* GOAL *
Leave out the pictures and set down exactly the lines from the start of the listing through the one with "ICONS ---------- */", both included.

▼▼▼

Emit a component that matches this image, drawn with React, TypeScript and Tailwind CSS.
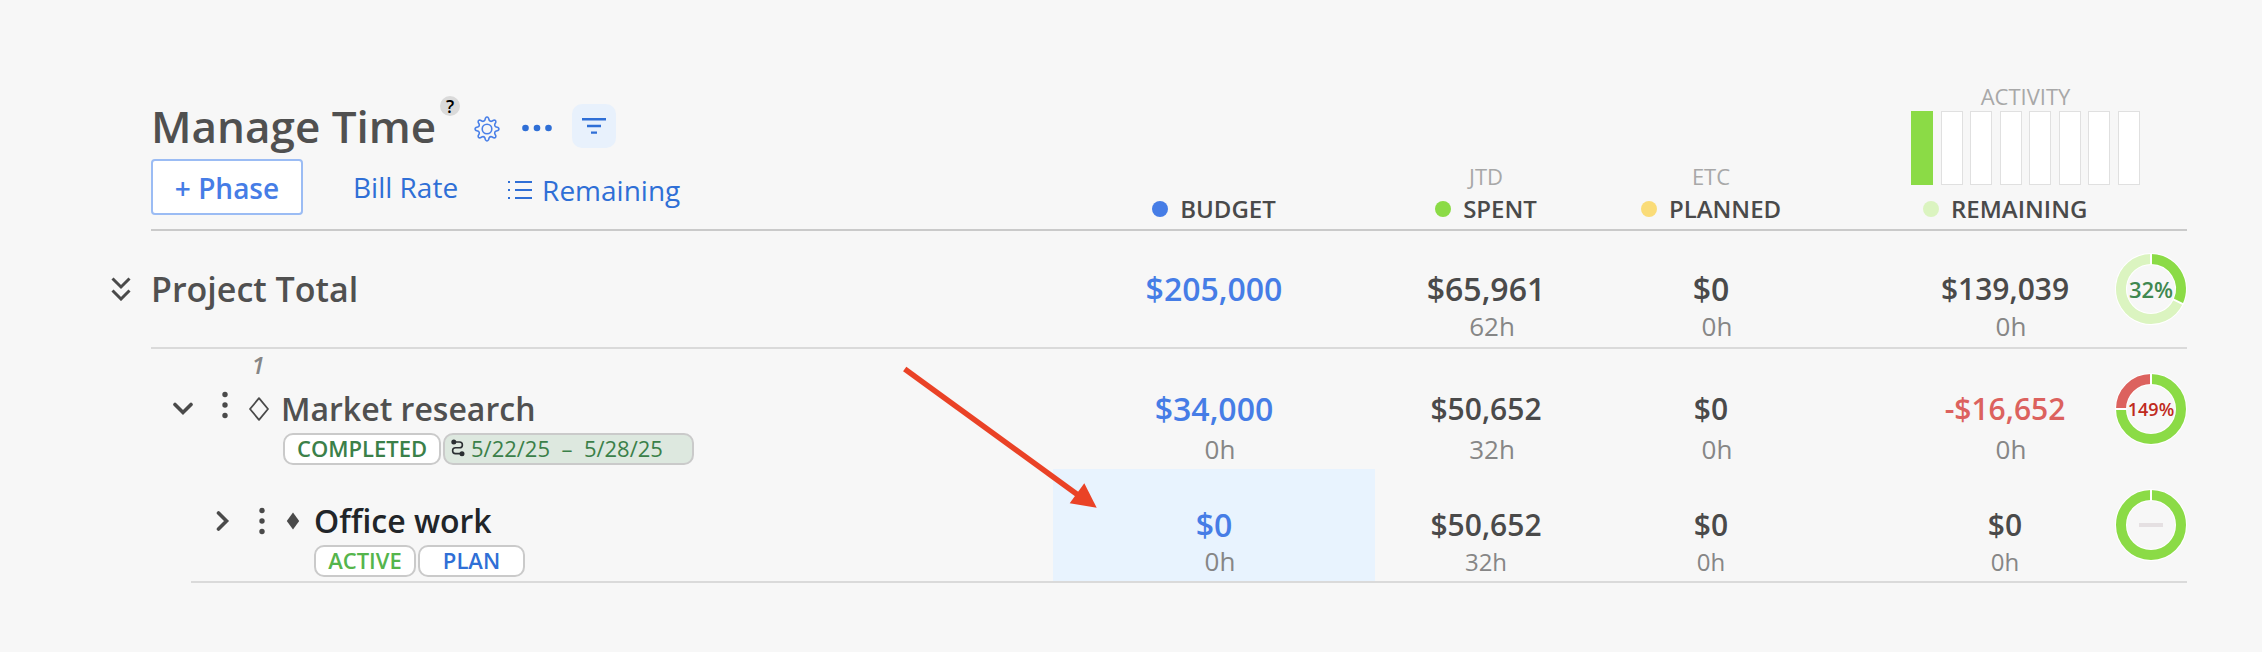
import clsx from "clsx";

type Amount = { value: string; hours?: string; valueClass?: string; hoursClass?: string };

const LARGE = "text-[32px]";
const MEDIUM = "text-[30px]";
const HOURS = "text-[26px] pl-3";
const HOURS_SMALL = "text-[24px] pt-px";

/* ---------- ICONS ---------- */

function gearPath() {
  const point = (radius: number, degrees: number) => {
    const a = (degrees * Math.PI) / 180;
    return `${(13 + radius * Math.sin(a)).toFixed(2)} ${(13 - radius * Math.cos(a)).toFixed(2)}`;
  };
  let d = "";
  for (let i = 0; i < 8; i++) {
    const a = i * 45;
    d += `${i === 0 ? "M" : "L"}${point(9, a - 14)} L${point(11, a - 8)} Q${point(13, a)} ${point(11, a + 8)} L${point(9, a + 14)} Q${point(8, a + 22)} ${point(9, a + 31)} `;
  }
  return d + "Z";
}

function GearIcon() {
  return (
    <svg width="26" height="26" viewBox="0 0 26 26" fill="none" stroke="currentColor" strokeWidth="1.6" strokeLinejoin="round">
      <path d={gearPath()} />
      <circle cx="13" cy="13" r="4.8" />
    </svg>
  );
}

function MoreIcon() {
  return (
    <svg width="30" height="8" viewBox="0 0 30 8" fill="currentColor">
      <circle cx="3.5" cy="4" r="3.3" />
      <circle cx="15" cy="4" r="3.3" />
      <circle cx="26.5" cy="4" r="3.3" />
    </svg>
  );
}

function FilterIcon() {
  return (
    <svg width="24" height="16" viewBox="0 0 24 16" fill="currentColor">
      <path d="M0 0h24v2.5H0zM5 6.8h14v2.4H5zM9 13.4h6v2.4H9z" />
    </svg>
  );
}

function ListIcon() {
  return (
    <svg width="24" height="20" viewBox="0 0 24 20" fill="currentColor">
      <path d="M7 1h17v2H7zM7 9h17v2H7zM7 17h17v2H7zM0 1h2v2H0zM0 9h2v2H0zM0 17h2v2H0z" />
    </svg>
  );
}

function DoubleChevronIcon() {
  return (
    <svg width="20" height="24" viewBox="0 0 20 24" fill="none" stroke="currentColor" strokeWidth="3">
      <path d="M1.5 1.5 10 10l8.5-8.5M1.5 13.5 10 22l8.5-8.5" />
    </svg>
  );
}

function ChevronDownIcon() {
  return (
    <svg width="20" height="14" viewBox="0 0 20 14" fill="none" stroke="currentColor" strokeWidth="3.6">
      <path d="m2 2.5 8 8 8-8" strokeLinecap="round" />
    </svg>
  );
}

function ChevronRightIcon() {
  return (
    <svg width="14" height="20" viewBox="0 0 14 20" fill="none" stroke="currentColor" strokeWidth="3.6">
      <path d="m2.5 2 8 8-8 8" strokeLinecap="round" />
    </svg>
  );
}

function KebabIcon() {
  return (
    <svg width="8" height="28" viewBox="0 0 8 28" fill="currentColor">
      <circle cx="4" cy="3.5" r="2.7" />
      <circle cx="4" cy="14" r="2.7" />
      <circle cx="4" cy="24.5" r="2.7" />
    </svg>
  );
}

function DiamondIcon() {
  return (
    <svg width="20" height="24" viewBox="0 0 20 24" fill="none" stroke="currentColor" strokeWidth="1.8" strokeLinejoin="round">
      <path d="M10 1.2 19 12l-9 10.8L1 12z" />
    </svg>
  );
}

function SmallDiamondIcon() {
  return (
    <svg width="14" height="18" viewBox="0 0 14 18" fill="currentColor">
      <path d="M7 .5 13.2 9 7 17.5.8 9z" />
    </svg>
  );
}

function RouteIcon() {
  return (
    <svg width="14" height="18" viewBox="0 0 14 18" fill="none" stroke="#2b2f33" strokeWidth="1.6">
      <path d="M3 3h5.5a2.9 2.9 0 0 1 0 5.8h-4a2.9 2.9 0 0 0 0 5.8H11" />
      <circle cx="2.8" cy="3" r="1.7" fill="#2b2f33" />
      <circle cx="11" cy="14.8" r="1.7" fill="#2b2f33" />
    </svg>
  );
}

/* ---------- DONUT ---------- */

type Slice = { from: number; to: number; color: string };

function Donut({ slices, label, labelClass }: { slices: Slice[]; label?: string; labelClass?: string }) {
  const point = (radius: number, turn: number) => {
    const a = turn * 2 * Math.PI;
    return `${(36 + radius * Math.sin(a)).toFixed(2)} ${(36 - radius * Math.cos(a)).toFixed(2)}`;
  };

  return (
    <div className="relative -mt-4 size-[72px]">
      <svg width="72" height="72" viewBox="0 0 72 72" fill="none">
        <circle cx="36" cy="36" r="30" stroke="#fff" strokeWidth="12" />
        {slices.map((s) =>
          s.to - s.from === 1 ? (
            <circle key={s.from} cx="36" cy="36" r="30" stroke={s.color} strokeWidth="10" />
          ) : (
            <path
              key={s.from}
              d={`M${point(30, s.from)} A30 30 0 ${s.to - s.from > 0.5 ? 1 : 0} 1 ${point(30, s.to)}`}
              stroke={s.color}
              strokeWidth="10"
            />
          )
        )}
        {slices.map((s) => (
          <path key={s.from} d={`M${point(24, s.from)} L${point(36, s.from)}`} stroke="#fff" strokeWidth="2" />
        ))}
        {!label && <path d="M24 36h24" stroke="#e5e0e2" strokeWidth="4" />}
      </svg>
      {label && (
        <span className={clsx("absolute inset-0 flex items-center justify-center font-semibold", labelClass)}>
          {label}
        </span>
      )}
    </div>
  );
}

/* ---------- CELLS ---------- */

function AmountText({ value, hours, valueClass, hoursClass }: Amount) {
  return (
    <>
      <div className={clsx("font-semibold leading-10", valueClass)}>{value}</div>
      {hours && <div className={clsx("leading-8 text-[#868686]", hoursClass)}>{hours}</div>}
    </>
  );
}

function ColumnTitle({ dotClass, children }: { dotClass: string; children: string }) {
  return (
    <div className="flex items-center gap-3 text-[24px] leading-[30px] font-semibold text-[#4a4a4a]">
      <span className={clsx("size-4 rounded-full", dotClass)} />
      {children}
    </div>
  );
}

function Tag({ className, children }: { className: string; children: React.ReactNode }) {
  return (
    <button
      type="button"
      className={clsx("flex h-8 items-center rounded-[10px] border-2 border-[#cacaca] pb-0.5 text-[22px] leading-[26px]", className)}
    >
      {children}
    </button>
  );
}

export default function App() {
  return (
    <main className="min-h-screen bg-[#f7f7f7] pt-[81px] pr-[75px] pb-16 pl-[106px] font-['Open_Sans',sans-serif] text-[#4a4a4a]">
      <table className="w-full table-fixed border-separate border-spacing-0">
        <colgroup>
          <col className="w-[45px]" />
          <col className="w-[40px]" />
          <col />
          <col className="w-[322px]" />
          <col className="w-[222px]" />
          <col className="w-[228px]" />
          <col className="w-[290px]" />
          <col className="w-[72px]" />
        </colgroup>

        {/* ---------- HEADER ---------- */}
        <thead>
          <tr className="h-[150px] align-bottom [&>*]:p-0 [&>*]:font-normal">
            <td />
            <th colSpan={2} className="border-b-2 border-[#cacaca] text-left">
              <div className="flex h-[60px] items-center">
                <h1 className="text-[44px] leading-[60px] font-semibold text-[#505050]">Manage Time</h1>
                <button
                  type="button"
                  aria-label="Help"
                  className="mb-10 ml-1 size-5 rounded-full bg-[#dadada] text-[18px] leading-5 font-semibold text-black"
                >
                  ?
                </button>
                <button type="button" aria-label="Settings" className="mt-1.5 ml-3.5 text-[#4a80e8]">
                  <GearIcon />
                </button>
                <button type="button" aria-label="More" className="mt-1 ml-[22px] text-[#2f6fd6]">
                  <MoreIcon />
                </button>
                <button
                  type="button"
                  aria-label="Filter"
                  className="ml-5 flex size-11 items-center justify-center rounded-[10px] bg-[#e8f1fc] text-[#2f6fd6]"
                >
                  <FilterIcon />
                </button>
              </div>
              <div className="mt-[3px] mb-3.5 flex h-14 items-center text-[28px] leading-9 text-[#2f6fd6]">
                <button
                  type="button"
                  className="h-14 w-[152px] rounded border-2 border-[#9bbcf4] bg-white pt-0.5 font-semibold text-[#467de6]"
                >
                  + Phase
                </button>
                <button type="button" className="ml-[50px]">
                  Bill Rate
                </button>
                <button type="button" className="ml-[50px] flex items-center gap-2.5 pt-1.5">
                  <ListIcon />
                  Remaining
                </button>
              </div>
            </th>
            <th className="border-b-2 border-[#cacaca]">
              <div className="mb-[5px] flex flex-col items-center">
                <ColumnTitle dotClass="bg-[#467de6]">BUDGET</ColumnTitle>
              </div>
            </th>
            <th className="border-b-2 border-[#cacaca]">
              <div className="mb-[5px] flex flex-col items-center gap-[3px]">
                <span className="text-[22px] leading-[30px] text-[#a8a8a8]">JTD</span>
                <ColumnTitle dotClass="bg-[#8bdb46]">SPENT</ColumnTitle>
              </div>
            </th>
            <th className="border-b-2 border-[#cacaca]">
              <div className="mb-[5px] flex flex-col items-center gap-[3px]">
                <span className="text-[22px] leading-[30px] text-[#a8a8a8]">ETC</span>
                <ColumnTitle dotClass="bg-[#fadc78]">PLANNED</ColumnTitle>
              </div>
            </th>
            <th colSpan={2} className="border-b-2 border-[#cacaca]">
              <div className="mb-[5px] ml-[86px] w-[229px]">
                <div className="text-[22px] leading-[30px] text-[#a8a8a8]">ACTIVITY</div>
                <div className="mb-[9px] flex h-[74px] justify-between">
                  <span className="w-[22px] bg-[#8bdb46]" />
                  {[1, 2, 3, 4, 5, 6, 7].map((week) => (
                    <span key={week} className="w-[22px] border border-[#e0e0e0] bg-white" />
                  ))}
                </div>
                <div className="pl-3">
                  <ColumnTitle dotClass="bg-[#dbf4c0]">REMAINING</ColumnTitle>
                </div>
              </div>
            </th>
          </tr>
        </thead>

        <tbody>
          {/* ---------- PROJECT TOTAL ---------- */}
          <tr className="h-[118px] text-center align-top [&>*]:px-0 [&>*]:pt-[38px] [&>*]:pb-0">
            <td>
              <button type="button" aria-label="Expand all" className="ml-[5px] flex h-10 items-center">
                <DoubleChevronIcon />
              </button>
            </td>
            <th colSpan={2} className="border-b-2 border-[#dadada] text-left text-[34px] leading-10 font-semibold text-[#505050]">
              Project Total
            </th>
            <td className="border-b-2 border-[#dadada]">
              <AmountText value="$205,000" valueClass={clsx(LARGE, "text-[#467de6]")} />
            </td>
            <td className="border-b-2 border-[#dadada]">
              <AmountText value="$65,961" hours="62h" valueClass={clsx(LARGE, "mb-px")} hoursClass={HOURS} />
            </td>
            <td className="border-b-2 border-[#dadada]">
              <AmountText value="$0" hours="0h" valueClass={clsx(LARGE, "mb-px")} hoursClass={HOURS} />
            </td>
            <td className="border-b-2 border-[#dadada]">
              <div className="pl-[70px]">
                <AmountText value="$139,039" hours="0h" valueClass={clsx(MEDIUM, "mb-px")} hoursClass={HOURS} />
              </div>
            </td>
            <td className="border-b-2 border-[#dadada]">
              <Donut
                slices={[
                  { from: 0, to: 0.32, color: "#8bdb46" },
                  { from: 0.32, to: 1, color: "#dbf4c0" },
                ]}
                label="32%"
                labelClass="text-[22px] text-[#3f8850]"
              />
            </td>
          </tr>

          {/* ---------- MARKET RESEARCH ---------- */}
          <tr className="h-[120px] text-center align-top [&>td]:px-0 [&>td]:pt-10 [&>td]:pb-0">
            <td />
            <th colSpan={2} className="p-0 pt-1 text-left font-normal">
              <div className="ml-[97px] w-5 text-center text-[24px] leading-6 font-semibold text-[#868686] italic">1</div>
              <div className="mt-3 flex h-10 items-center pl-[22px]">
                <button type="button" aria-label="Collapse Market research">
                  <ChevronDownIcon />
                </button>
                <button type="button" aria-label="Market research menu" className="mb-2 ml-7">
                  <KebabIcon />
                </button>
                <span className="ml-5">
                  <DiamondIcon />
                </span>
                <span className="ml-3 text-[32px] leading-10 font-semibold text-[#505050]">Market research</span>
              </div>
              <div className="mt-1 ml-[132px] flex gap-0.5">
                <Tag className="w-[158px] justify-center bg-white font-semibold text-[#3b8049]">COMPLETED</Tag>
                <Tag className="w-[251px] gap-1.5 bg-[#dde8df] pl-1.5 whitespace-pre text-[#3b8049]">
                  <RouteIcon />
                  <span>{"5/22/25  –  5/28/25"}</span>
                </Tag>
              </div>
            </th>
            <td>
              <AmountText value="$34,000" hours="0h" valueClass={clsx(LARGE, "mb-1 text-[#467de6]")} hoursClass={HOURS} />
            </td>
            <td>
              <AmountText value="$50,652" hours="32h" valueClass={clsx(MEDIUM, "mb-1")} hoursClass={HOURS} />
            </td>
            <td>
              <AmountText value="$0" hours="0h" valueClass={clsx(MEDIUM, "mb-1")} hoursClass={HOURS} />
            </td>
            <td>
              <div className="pl-[70px]">
                <AmountText value="-$16,652" hours="0h" valueClass={clsx(MEDIUM, "mb-1 text-[#dc625e]")} hoursClass={HOURS} />
              </div>
            </td>
            <td>
              <Donut
                slices={[
                  { from: 0, to: 0.75, color: "#8bdb46" },
                  { from: 0.75, to: 1, color: "#dc625e" },
                ]}
                label="149%"
                labelClass="text-[18px] text-[#c02a20]"
              />
            </td>
          </tr>

          {/* ---------- OFFICE WORK ---------- */}
          <tr className="h-[114px] text-center align-top [&>td]:px-0 [&>td]:pt-9 [&>td]:pb-0">
            <td colSpan={2} />
            <th className="border-b-2 border-[#dadada] p-0 pt-8 text-left font-normal">
              <div className="flex h-10 items-center pl-[25px]">
                <button type="button" aria-label="Expand Office work">
                  <ChevronRightIcon />
                </button>
                <button type="button" aria-label="Office work menu" className="ml-7">
                  <KebabIcon />
                </button>
                <span className="ml-5">
                  <SmallDiamondIcon />
                </span>
                <span className="ml-3.5 text-[32px] leading-10 font-semibold text-[#212529]">Office work</span>
              </div>
              <div className="mt-1 ml-[123px] flex gap-0.5">
                <Tag className="w-[102px] justify-center bg-white font-semibold text-[#55b54c]">ACTIVE</Tag>
                <Tag className="w-[107px] justify-center bg-white font-semibold text-[#2f6fd6]">PLAN</Tag>
              </div>
            </th>
            <td className="relative border-b-2 border-[#dadada] bg-[#e8f3fe] bg-clip-padding">
              <AmountText value="$0" hours="0h" valueClass={clsx(LARGE, "text-[#467de6]")} hoursClass={HOURS} />
              <svg
                className="pointer-events-none absolute -top-[104px] -left-[151px]"
                width="196"
                height="146"
                viewBox="0 0 196 146"
                fill="#ea4226"
              >
                <path d="M2.7 4 176 130" stroke="#ea4226" strokeWidth="5.5" />
                <path d="m194.7 142.7-12.4-24.4-14.6 20z" />
              </svg>
            </td>
            <td className="border-b-2 border-[#dadada]">
              <AmountText value="$50,652" hours="32h" valueClass={MEDIUM} hoursClass={HOURS_SMALL} />
            </td>
            <td className="border-b-2 border-[#dadada]">
              <AmountText value="$0" hours="0h" valueClass={MEDIUM} hoursClass={HOURS_SMALL} />
            </td>
            <td className="border-b-2 border-[#dadada]">
              <div className="pl-[70px]">
                <AmountText value="$0" hours="0h" valueClass={MEDIUM} hoursClass={HOURS_SMALL} />
              </div>
            </td>
            <td className="border-b-2 border-[#dadada]">
              <Donut slices={[{ from: 0, to: 1, color: "#8bdb46" }]} />
            </td>
          </tr>
        </tbody>
      </table>
    </main>
  );
}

▲▲▲

* ANSWER FOR THIS EXERCISE *
Emit a component that matches this image, drawn with React, TypeScript and Tailwind CSS.
import clsx from "clsx";

type Amount = { value: string; hours?: string; valueClass?: string; hoursClass?: string };

const LARGE = "text-[32px]";
const MEDIUM = "text-[30px]";
const HOURS = "text-[26px] pl-3";
const HOURS_SMALL = "text-[24px] pt-px";

/* ---------- ICONS ---------- */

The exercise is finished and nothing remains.